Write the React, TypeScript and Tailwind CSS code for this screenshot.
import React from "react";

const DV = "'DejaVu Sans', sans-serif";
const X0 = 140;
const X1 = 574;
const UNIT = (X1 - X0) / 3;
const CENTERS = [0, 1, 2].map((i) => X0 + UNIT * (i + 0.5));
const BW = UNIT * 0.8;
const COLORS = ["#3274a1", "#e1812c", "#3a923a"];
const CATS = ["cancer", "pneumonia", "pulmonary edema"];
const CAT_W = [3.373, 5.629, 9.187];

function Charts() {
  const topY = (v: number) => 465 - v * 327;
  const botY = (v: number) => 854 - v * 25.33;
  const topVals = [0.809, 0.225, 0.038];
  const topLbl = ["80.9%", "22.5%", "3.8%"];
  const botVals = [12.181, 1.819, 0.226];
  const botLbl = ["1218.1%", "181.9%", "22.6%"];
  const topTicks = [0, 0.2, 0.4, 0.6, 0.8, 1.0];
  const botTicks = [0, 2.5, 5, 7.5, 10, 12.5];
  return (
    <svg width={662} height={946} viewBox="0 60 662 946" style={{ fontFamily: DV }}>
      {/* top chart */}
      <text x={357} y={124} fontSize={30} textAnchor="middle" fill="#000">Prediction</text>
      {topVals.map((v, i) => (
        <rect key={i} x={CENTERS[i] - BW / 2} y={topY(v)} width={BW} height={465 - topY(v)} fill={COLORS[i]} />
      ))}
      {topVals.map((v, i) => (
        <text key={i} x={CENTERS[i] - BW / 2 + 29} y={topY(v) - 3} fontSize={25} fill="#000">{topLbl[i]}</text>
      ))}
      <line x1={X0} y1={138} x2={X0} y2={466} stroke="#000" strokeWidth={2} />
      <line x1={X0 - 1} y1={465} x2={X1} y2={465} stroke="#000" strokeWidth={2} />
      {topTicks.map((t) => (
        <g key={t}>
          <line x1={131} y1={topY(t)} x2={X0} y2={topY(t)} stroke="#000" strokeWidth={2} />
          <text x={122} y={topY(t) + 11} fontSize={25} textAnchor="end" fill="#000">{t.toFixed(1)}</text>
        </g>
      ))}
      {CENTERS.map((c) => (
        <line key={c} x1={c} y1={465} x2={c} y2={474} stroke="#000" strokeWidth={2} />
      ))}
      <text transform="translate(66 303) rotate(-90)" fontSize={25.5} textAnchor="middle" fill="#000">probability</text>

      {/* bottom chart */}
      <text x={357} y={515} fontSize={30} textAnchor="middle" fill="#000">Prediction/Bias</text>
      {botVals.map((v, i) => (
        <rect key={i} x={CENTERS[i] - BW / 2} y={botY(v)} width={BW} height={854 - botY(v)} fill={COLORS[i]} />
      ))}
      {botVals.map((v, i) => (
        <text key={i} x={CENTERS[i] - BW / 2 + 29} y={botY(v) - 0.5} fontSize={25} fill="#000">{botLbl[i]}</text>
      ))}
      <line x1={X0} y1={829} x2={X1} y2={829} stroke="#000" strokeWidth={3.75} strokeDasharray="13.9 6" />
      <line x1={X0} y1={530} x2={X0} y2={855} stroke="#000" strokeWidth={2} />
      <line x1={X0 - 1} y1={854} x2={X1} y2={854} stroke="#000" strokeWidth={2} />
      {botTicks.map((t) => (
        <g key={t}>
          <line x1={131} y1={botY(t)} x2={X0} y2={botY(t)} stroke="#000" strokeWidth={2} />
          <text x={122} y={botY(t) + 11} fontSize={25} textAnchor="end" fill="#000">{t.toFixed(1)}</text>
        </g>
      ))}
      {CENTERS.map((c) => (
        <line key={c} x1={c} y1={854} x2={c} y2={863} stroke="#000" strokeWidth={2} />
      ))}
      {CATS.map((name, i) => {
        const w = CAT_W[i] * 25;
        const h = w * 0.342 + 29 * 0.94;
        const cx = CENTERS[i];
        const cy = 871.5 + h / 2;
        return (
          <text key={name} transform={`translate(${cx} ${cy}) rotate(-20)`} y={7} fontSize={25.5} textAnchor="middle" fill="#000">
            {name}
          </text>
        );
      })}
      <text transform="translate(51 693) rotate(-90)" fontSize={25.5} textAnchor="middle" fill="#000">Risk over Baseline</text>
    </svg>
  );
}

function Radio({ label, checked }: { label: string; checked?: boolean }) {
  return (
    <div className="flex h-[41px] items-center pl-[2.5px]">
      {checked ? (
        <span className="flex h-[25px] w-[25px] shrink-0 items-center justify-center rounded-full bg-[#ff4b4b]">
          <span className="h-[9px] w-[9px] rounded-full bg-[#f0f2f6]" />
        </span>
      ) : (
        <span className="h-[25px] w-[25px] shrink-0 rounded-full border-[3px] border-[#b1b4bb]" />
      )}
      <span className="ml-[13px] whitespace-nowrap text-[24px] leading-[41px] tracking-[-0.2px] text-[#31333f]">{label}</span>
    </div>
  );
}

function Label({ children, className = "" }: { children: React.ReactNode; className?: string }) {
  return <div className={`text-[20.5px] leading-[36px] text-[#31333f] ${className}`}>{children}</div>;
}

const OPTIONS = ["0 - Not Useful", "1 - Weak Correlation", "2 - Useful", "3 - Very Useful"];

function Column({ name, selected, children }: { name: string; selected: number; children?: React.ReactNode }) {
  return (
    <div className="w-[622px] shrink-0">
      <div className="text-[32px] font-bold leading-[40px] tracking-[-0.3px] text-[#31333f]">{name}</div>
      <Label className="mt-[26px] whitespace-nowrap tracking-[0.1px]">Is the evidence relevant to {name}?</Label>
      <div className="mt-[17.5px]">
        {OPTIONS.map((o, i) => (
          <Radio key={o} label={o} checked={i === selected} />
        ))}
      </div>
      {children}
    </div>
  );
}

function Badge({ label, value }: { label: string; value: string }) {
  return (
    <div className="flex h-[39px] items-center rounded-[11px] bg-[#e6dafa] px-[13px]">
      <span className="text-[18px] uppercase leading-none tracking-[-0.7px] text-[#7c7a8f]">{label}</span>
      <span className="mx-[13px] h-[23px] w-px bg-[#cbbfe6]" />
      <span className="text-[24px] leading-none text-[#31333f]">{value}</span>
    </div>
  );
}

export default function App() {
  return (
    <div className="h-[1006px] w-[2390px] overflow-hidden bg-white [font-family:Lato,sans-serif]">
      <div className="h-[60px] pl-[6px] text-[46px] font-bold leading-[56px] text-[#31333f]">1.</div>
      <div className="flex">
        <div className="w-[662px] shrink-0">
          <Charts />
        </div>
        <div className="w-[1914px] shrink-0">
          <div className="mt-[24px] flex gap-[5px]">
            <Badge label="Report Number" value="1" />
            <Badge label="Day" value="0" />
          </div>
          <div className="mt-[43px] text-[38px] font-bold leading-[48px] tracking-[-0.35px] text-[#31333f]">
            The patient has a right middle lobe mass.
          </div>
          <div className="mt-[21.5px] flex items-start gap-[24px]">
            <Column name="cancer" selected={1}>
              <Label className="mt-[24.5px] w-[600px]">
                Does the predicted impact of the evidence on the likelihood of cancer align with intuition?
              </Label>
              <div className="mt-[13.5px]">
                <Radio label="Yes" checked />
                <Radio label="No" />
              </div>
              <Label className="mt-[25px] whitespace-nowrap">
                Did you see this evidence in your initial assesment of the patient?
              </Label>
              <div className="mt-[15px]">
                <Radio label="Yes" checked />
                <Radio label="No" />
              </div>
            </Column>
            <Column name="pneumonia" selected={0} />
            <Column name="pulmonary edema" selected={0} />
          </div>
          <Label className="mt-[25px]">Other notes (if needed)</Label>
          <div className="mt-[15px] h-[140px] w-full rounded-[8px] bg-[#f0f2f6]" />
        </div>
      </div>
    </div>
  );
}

· · ·

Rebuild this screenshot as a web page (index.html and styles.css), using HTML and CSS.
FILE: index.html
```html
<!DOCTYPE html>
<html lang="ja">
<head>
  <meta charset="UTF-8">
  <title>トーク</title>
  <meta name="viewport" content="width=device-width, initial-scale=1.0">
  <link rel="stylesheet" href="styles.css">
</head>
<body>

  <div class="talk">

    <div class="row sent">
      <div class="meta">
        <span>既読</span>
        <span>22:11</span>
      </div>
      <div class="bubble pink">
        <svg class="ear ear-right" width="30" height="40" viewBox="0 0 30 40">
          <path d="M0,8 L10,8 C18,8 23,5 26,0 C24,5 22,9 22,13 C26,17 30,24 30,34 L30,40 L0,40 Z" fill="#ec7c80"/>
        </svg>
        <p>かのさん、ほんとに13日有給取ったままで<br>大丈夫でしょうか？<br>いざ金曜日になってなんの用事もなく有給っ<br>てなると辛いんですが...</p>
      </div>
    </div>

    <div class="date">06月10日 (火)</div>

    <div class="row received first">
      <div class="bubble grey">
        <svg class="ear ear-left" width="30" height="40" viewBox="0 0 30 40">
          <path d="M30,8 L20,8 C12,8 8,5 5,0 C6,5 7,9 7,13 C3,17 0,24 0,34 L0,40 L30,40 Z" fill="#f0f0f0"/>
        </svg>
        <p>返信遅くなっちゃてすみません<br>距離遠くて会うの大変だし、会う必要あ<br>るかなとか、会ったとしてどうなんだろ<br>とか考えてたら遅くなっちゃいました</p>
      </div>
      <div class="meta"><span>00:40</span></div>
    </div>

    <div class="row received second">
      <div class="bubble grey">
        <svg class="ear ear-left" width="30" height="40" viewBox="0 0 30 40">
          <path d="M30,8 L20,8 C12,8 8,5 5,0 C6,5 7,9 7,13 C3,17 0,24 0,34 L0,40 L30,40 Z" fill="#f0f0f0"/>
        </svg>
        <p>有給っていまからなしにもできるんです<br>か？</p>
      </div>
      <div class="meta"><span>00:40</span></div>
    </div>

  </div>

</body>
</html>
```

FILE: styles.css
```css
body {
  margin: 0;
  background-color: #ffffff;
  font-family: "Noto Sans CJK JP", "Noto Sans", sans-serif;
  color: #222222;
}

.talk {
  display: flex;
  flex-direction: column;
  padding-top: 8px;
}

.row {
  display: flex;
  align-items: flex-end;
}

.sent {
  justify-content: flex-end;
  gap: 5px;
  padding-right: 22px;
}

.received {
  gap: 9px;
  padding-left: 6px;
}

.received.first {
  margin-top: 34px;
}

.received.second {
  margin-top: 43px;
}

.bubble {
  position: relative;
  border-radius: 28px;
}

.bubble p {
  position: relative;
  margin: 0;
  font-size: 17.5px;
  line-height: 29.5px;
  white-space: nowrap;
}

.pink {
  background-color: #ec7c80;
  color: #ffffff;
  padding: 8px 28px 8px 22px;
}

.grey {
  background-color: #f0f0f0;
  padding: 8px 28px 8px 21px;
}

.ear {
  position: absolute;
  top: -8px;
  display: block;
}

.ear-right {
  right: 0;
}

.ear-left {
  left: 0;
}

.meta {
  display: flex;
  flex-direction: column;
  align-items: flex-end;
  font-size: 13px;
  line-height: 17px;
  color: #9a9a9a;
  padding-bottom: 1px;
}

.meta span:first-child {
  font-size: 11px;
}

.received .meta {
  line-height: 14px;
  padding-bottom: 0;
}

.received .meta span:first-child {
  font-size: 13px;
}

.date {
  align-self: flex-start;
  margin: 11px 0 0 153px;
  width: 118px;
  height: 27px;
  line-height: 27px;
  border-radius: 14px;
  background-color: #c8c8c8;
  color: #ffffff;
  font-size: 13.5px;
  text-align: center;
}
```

· · ·

• **THE TASK**
Everything from the line with "Write the React, TypeScript" through the line with "import React from", both ends included, should be repeated exactly; nothing else should appear.

• **RESPONSE**
Write the React, TypeScript and Tailwind CSS code for this screenshot.
import React from "react";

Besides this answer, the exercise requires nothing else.